Rows from a dataset of pages and code:
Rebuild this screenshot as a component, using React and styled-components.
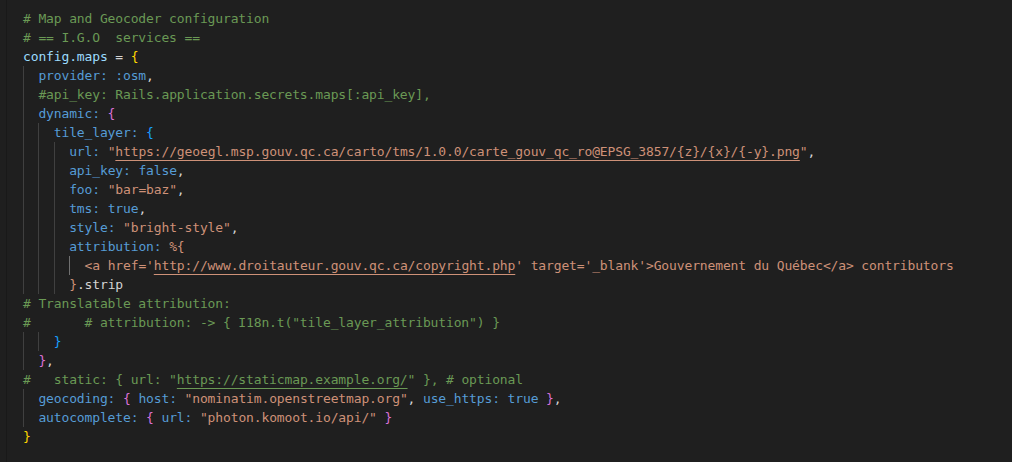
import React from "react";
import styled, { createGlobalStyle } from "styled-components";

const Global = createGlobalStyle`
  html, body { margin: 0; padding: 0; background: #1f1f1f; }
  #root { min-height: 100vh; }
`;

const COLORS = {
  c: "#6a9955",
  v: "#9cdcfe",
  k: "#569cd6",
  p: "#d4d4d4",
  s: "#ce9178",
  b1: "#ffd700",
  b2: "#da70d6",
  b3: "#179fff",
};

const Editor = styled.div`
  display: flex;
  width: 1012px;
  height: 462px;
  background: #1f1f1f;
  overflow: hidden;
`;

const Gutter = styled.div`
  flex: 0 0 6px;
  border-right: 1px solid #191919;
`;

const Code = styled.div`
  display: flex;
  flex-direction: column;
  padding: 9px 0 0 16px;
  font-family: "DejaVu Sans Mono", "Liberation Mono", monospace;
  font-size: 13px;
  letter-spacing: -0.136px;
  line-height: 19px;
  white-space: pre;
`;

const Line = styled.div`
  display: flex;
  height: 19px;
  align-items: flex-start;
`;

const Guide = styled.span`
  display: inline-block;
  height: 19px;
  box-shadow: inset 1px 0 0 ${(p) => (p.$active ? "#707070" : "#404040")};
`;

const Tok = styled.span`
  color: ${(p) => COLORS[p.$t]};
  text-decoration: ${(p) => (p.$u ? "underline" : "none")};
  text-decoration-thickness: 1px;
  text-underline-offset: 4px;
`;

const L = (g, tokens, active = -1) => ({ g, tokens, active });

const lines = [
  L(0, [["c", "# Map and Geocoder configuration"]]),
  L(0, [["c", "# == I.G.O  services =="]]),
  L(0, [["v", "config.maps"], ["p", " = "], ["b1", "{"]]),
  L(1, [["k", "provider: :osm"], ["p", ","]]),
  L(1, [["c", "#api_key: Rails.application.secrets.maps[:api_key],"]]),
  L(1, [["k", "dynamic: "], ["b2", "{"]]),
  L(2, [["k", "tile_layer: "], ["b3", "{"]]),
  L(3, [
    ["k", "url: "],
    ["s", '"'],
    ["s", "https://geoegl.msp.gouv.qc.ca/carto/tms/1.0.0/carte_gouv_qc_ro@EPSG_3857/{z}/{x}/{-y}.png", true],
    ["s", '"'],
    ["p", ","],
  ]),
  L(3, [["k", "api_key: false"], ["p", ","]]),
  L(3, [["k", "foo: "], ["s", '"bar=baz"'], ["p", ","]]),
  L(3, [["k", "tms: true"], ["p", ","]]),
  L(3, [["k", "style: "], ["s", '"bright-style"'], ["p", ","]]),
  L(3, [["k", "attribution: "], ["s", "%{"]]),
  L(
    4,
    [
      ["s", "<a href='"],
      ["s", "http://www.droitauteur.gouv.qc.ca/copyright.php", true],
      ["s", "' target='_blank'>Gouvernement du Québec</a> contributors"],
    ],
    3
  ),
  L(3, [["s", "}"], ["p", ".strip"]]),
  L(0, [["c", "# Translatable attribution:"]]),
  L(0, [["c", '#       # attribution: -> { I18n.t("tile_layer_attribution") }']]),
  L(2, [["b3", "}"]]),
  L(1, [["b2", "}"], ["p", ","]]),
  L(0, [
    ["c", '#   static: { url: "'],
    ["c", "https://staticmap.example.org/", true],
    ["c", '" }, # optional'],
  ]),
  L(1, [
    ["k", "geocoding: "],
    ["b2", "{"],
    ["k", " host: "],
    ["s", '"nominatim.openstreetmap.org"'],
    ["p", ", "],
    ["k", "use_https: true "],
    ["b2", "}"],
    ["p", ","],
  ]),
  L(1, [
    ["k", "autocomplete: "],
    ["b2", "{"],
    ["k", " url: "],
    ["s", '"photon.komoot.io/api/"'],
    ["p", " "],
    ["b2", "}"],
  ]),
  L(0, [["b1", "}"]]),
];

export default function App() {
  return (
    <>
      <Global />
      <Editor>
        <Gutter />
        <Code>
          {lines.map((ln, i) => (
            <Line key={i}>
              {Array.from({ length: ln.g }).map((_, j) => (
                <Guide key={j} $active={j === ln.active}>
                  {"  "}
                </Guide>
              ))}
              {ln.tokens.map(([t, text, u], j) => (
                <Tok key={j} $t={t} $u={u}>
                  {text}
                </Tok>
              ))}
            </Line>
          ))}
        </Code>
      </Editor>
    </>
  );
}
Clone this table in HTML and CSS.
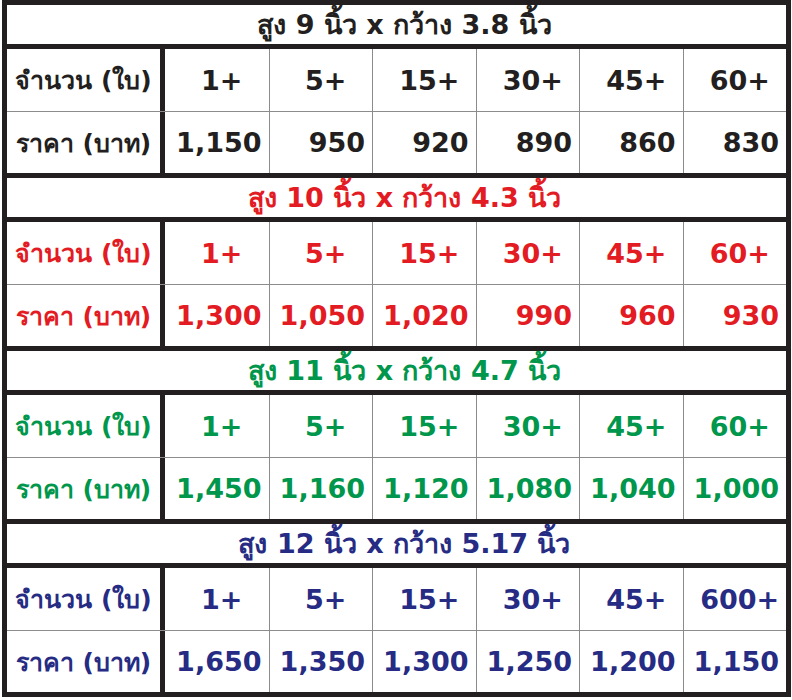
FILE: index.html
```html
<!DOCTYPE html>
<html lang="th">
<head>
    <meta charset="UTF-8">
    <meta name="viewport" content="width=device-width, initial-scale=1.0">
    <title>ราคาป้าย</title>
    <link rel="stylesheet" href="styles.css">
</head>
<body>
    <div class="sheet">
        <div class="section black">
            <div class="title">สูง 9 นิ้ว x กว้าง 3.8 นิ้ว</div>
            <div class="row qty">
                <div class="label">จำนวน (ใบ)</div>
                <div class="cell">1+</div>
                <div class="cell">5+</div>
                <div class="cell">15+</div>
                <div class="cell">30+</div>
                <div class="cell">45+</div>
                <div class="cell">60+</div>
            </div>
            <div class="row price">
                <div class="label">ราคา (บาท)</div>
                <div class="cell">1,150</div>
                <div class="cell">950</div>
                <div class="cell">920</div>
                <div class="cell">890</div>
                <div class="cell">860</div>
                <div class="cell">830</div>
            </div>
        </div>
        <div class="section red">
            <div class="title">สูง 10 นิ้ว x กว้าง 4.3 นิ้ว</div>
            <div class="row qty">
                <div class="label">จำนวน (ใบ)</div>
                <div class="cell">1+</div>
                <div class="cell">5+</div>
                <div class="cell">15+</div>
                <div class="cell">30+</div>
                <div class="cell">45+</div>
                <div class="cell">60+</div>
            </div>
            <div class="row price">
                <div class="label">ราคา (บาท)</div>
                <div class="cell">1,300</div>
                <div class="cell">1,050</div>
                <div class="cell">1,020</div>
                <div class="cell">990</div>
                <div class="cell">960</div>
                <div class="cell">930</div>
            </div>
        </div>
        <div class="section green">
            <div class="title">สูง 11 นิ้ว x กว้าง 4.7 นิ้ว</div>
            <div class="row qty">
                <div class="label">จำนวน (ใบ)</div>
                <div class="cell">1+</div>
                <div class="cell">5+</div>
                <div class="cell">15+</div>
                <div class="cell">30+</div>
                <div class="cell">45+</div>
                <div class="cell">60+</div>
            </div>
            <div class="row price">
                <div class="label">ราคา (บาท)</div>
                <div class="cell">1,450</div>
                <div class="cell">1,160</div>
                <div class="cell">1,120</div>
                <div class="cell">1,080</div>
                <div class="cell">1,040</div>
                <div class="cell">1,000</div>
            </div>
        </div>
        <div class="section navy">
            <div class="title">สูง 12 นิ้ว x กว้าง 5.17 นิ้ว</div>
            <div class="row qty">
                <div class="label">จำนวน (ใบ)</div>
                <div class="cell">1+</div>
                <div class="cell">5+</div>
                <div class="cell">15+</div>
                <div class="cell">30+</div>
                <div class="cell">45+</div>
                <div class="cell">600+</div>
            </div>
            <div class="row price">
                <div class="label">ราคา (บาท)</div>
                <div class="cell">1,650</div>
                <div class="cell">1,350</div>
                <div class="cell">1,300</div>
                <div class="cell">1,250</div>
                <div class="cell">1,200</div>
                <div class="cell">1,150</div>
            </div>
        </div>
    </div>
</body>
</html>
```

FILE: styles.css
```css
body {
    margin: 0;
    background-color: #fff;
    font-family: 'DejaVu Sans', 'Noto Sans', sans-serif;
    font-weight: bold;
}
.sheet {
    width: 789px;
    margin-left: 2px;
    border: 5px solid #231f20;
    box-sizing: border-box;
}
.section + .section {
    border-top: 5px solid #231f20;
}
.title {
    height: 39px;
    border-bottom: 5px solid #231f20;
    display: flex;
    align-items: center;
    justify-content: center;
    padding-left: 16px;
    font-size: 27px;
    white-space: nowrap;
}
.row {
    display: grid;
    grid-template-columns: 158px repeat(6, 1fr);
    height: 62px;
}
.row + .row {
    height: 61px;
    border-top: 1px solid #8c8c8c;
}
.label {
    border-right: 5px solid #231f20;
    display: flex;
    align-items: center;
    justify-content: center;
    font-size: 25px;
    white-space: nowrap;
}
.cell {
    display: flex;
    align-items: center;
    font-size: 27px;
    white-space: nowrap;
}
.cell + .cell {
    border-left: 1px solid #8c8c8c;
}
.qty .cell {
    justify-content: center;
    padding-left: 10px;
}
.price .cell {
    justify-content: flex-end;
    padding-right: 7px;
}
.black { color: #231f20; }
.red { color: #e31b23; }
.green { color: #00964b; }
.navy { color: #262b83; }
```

-- Your objective --
Take the lines above from the top of the records through the one with "const L = (g, tokens, active" and repeat them exactly, without any pictures.

-- Worked answer --
Rebuild this screenshot as a component, using React and styled-components.
import React from "react";
import styled, { createGlobalStyle } from "styled-components";

const Global = createGlobalStyle`
  html, body { margin: 0; padding: 0; background: #1f1f1f; }
  #root { min-height: 100vh; }
`;

const COLORS = {
  c: "#6a9955",
  v: "#9cdcfe",
  k: "#569cd6",
  p: "#d4d4d4",
  s: "#ce9178",
  b1: "#ffd700",
  b2: "#da70d6",
  b3: "#179fff",
};

const Editor = styled.div`
  display: flex;
  width: 1012px;
  height: 462px;
  background: #1f1f1f;
  overflow: hidden;
`;

const Gutter = styled.div`
  flex: 0 0 6px;
  border-right: 1px solid #191919;
`;

const Code = styled.div`
  display: flex;
  flex-direction: column;
  padding: 9px 0 0 16px;
  font-family: "DejaVu Sans Mono", "Liberation Mono", monospace;
  font-size: 13px;
  letter-spacing: -0.136px;
  line-height: 19px;
  white-space: pre;
`;

const Line = styled.div`
  display: flex;
  height: 19px;
  align-items: flex-start;
`;

const Guide = styled.span`
  display: inline-block;
  height: 19px;
  box-shadow: inset 1px 0 0 ${(p) => (p.$active ? "#707070" : "#404040")};
`;

const Tok = styled.span`
  color: ${(p) => COLORS[p.$t]};
  text-decoration: ${(p) => (p.$u ? "underline" : "none")};
  text-decoration-thickness: 1px;
  text-underline-offset: 4px;
`;

const L = (g, tokens, active = -1) => ({ g, tokens, active });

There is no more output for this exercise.